Now if we wanted to see the top 5 most-used words of our text, we would invoke our command-line tool as follows:

$ cat data/finn.txt | top-words-5 5

If the user does not provide an argument then head will return an error message, because the value of $1, and therefore $NUM_WORDS will be an empty string.

$ cat data/finn.txt | top-words-5
head: option requires an argument -- 'n'
Try 'head --help' for more information.

4.2.6 Step 6: Extend Your PATH

After the previous five steps we are finally finished building a reusable command-line tool. There is, however, one more step that can be very useful. In this optional step we are going to ensure that you can execute your command-line tools from everywhere.

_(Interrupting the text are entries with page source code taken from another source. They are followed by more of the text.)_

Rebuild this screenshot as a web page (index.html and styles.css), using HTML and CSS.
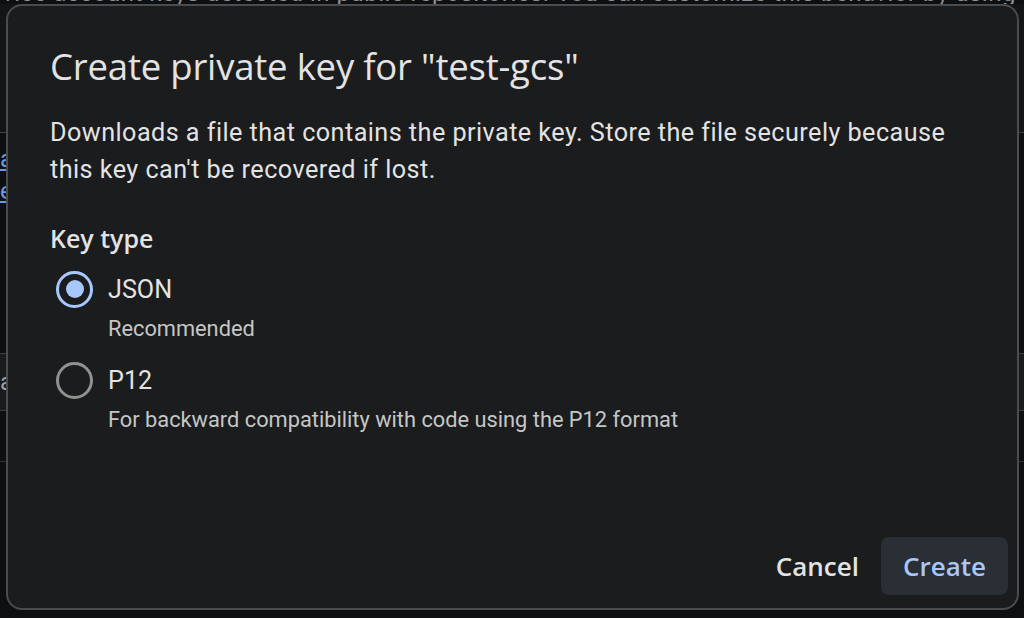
FILE: index.html
```html
<!DOCTYPE html>
<html>
<head>
<meta charset="utf-8">
<link rel="stylesheet" href="styles.css">
</head>
<body>
<div class="page">
  <div class="bg-top">vice account keys detected in public repositories. You can customize this behavior by using</div>
  <div class="bg-rows">
    <div class="bg-row bg-row-a"></div>
    <div class="bg-row bg-link">a<br>e</div>
    <div class="bg-row bg-row-b"></div>
    <div class="bg-row bg-grey">a</div>
    <div class="bg-row bg-row-c"></div>
  </div>
</div>
<div class="dialog" role="dialog">
  <h1 class="title">Create private key for "test-gcs"</h1>
  <p class="desc">Downloads a file that contains the private key. Store the file securely because this key can't be recovered if lost.</p>
  <div class="label">Key type</div>
  <div class="options">
    <div class="option">
      <span class="radio checked"><span class="dot"></span></span>
      <div class="opt-text">
        <div class="opt-name">JSON</div>
        <div class="opt-hint">Recommended</div>
      </div>
    </div>
    <div class="option">
      <span class="radio"></span>
      <div class="opt-text">
        <div class="opt-name">P12</div>
        <div class="opt-hint">For backward compatibility with code using the P12 format</div>
      </div>
    </div>
  </div>
  <div class="actions">
    <button class="btn btn-text">Cancel</button>
    <button class="btn btn-tonal">Create</button>
  </div>
</div>
</body>
</html>
```
FILE: styles.css
```css
html, body {
  margin: 0;
  padding: 0;
  width: 1024px;
  height: 618px;
  overflow: hidden;
  background: #0e0f10;
  font-family: Roboto, "Liberation Sans", sans-serif;
}
.page {
  position: relative;
  width: 1024px;
  height: 618px;
}
.bg-top {
  margin-top: -18px;
  padding-left: 2px;
  font-size: 24px;
  line-height: 22px;
  color: #8d9094;
  white-space: nowrap;
  letter-spacing: 0.5px;
}
.bg-rows {
  display: flex;
  flex-direction: column;
}
.bg-row-a {
  height: 128px;
  border-bottom: 1px solid #3c4043;
  background: #141516;
}
.bg-link {
  height: 80px;
  color: #6f9be0;
  font-size: 24px;
  line-height: 32px;
  padding-top: 10px;
  text-decoration: underline;
}
.bg-row-b {
  height: 130px;
  border-bottom: 1px solid #3c4043;
}
.bg-grey {
  height: 56px;
  color: #9aa0a6;
  font-size: 24px;
  line-height: 56px;
  background: #1a1b1c;
  border-bottom: 1px solid #3c4043;
}
.bg-row-c {
  height: 50px;
  border-bottom: 1px solid #2f3133;
}
.dialog {
  position: absolute;
  left: 6px;
  top: 4px;
  width: 1013px;
  height: 606px;
  box-sizing: border-box;
  background: #1b1c1e;
  border: 2px solid #4a4c4f;
  border-radius: 16px;
  padding: 36px 0 0 42px;
  display: flex;
  flex-direction: column;
  color: #e3e3e3;
}
.title {
  margin: 0;
  font-family: "Open Sans", Roboto, sans-serif;
  font-weight: 400;
  font-size: 36.5px;
  line-height: 48px;
  color: #e3e3e3;
  letter-spacing: -0.2px;
}
.desc {
  margin: 23.5px 0 0 0;
  width: 930px;
  font-size: 25.2px;
  line-height: 37px;
  color: #e3e3e3;
  letter-spacing: 0.45px;
}
.label {
  margin-top: 34.5px;
  font-size: 25px;
  font-weight: 600;
  line-height: 32px;
  color: #e3e3e3;
  font-family: "Open Sans", Roboto, sans-serif;
}
.options {
  display: flex;
  flex-direction: column;
  gap: 18.5px;
  margin-top: 16.5px;
}
.option {
  display: flex;
  align-items: flex-start;
  gap: 15px;
}
.radio {
  flex: none;
  box-sizing: border-box;
  width: 37px;
  height: 37px;
  margin-left: 6px;
  border-radius: 50%;
  border: 3.6px solid #8e918f;
  display: flex;
  align-items: center;
  justify-content: center;
}
.radio.checked {
  border-color: #a8c7fa;
}
.dot {
  width: 18px;
  height: 18px;
  border-radius: 50%;
  background: #a8c7fa;
}
.opt-text {
  display: flex;
  flex-direction: column;
}
.opt-name {
  font-size: 25.2px;
  line-height: 37px;
  color: #e3e3e3;
}
.opt-hint {
  margin-top: 7.5px;
  font-size: 21.8px;
  line-height: 28px;
  color: #c4c7c5;
}
.actions {
  margin-top: auto;
  display: flex;
  justify-content: flex-end;
  align-items: center;
  gap: 0;
  padding: 0 9px 13px 0;
}
.btn {
  border: none;
  font-family: "Open Sans", Roboto, sans-serif;
  font-size: 26px;
  font-weight: 600;
  height: 58px;
  padding: 0 22px;
  border-radius: 8px;
  background: transparent;
  cursor: pointer;
}
.btn-text {
  color: #e3e3e3;
}
.btn-tonal {
  background: #2a2e35;
  color: #a8c7fa;
}
```
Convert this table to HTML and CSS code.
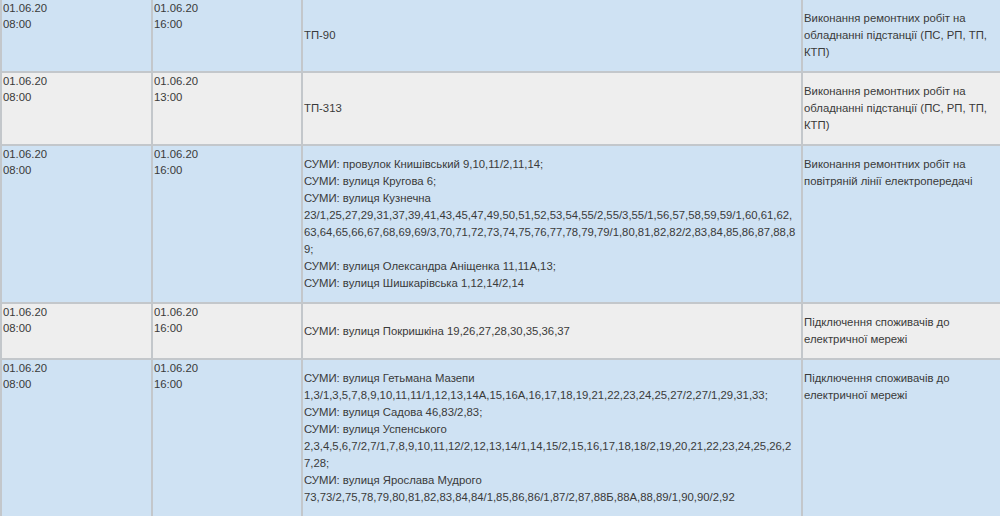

Currently, when you want to execute your command-line tool, you either have to navigate to the directory it is in or include the full path name as shown in step 2. This is fine if the command-line tool is specifically built for, say, a certain project. However, if your command-line tool could be applied in multiple situations, then it is useful to be able to execute form everywhere, just like the command-line tools that come with Ubuntu.

To accomplish this, Bash needs to know where to look for your command-line tools. It does this by traversing a list of directories which are stored in an environment variable called PATH. In a fresh Data Science Toolbox, the PATH looks like this:

$ echo $PATH | fold

The directories are delimited by colons. Here is the list of directories:

$ echo $PATH | tr ':' '\n'

To change the PATH permanently, you’ll need to edit the .bashrc or .profile file located in your home directory. If you put all your custom command-line tools into one directory, say, ~/tools, then you only change the PATH once. As you can see, the Data Science Toolbox already has /home/vagrant/.bin in its PATH. Now, you no longer need to add the ./, but you can just use the filename. Moreover, you do no longer need to remember where the command-line tool is located.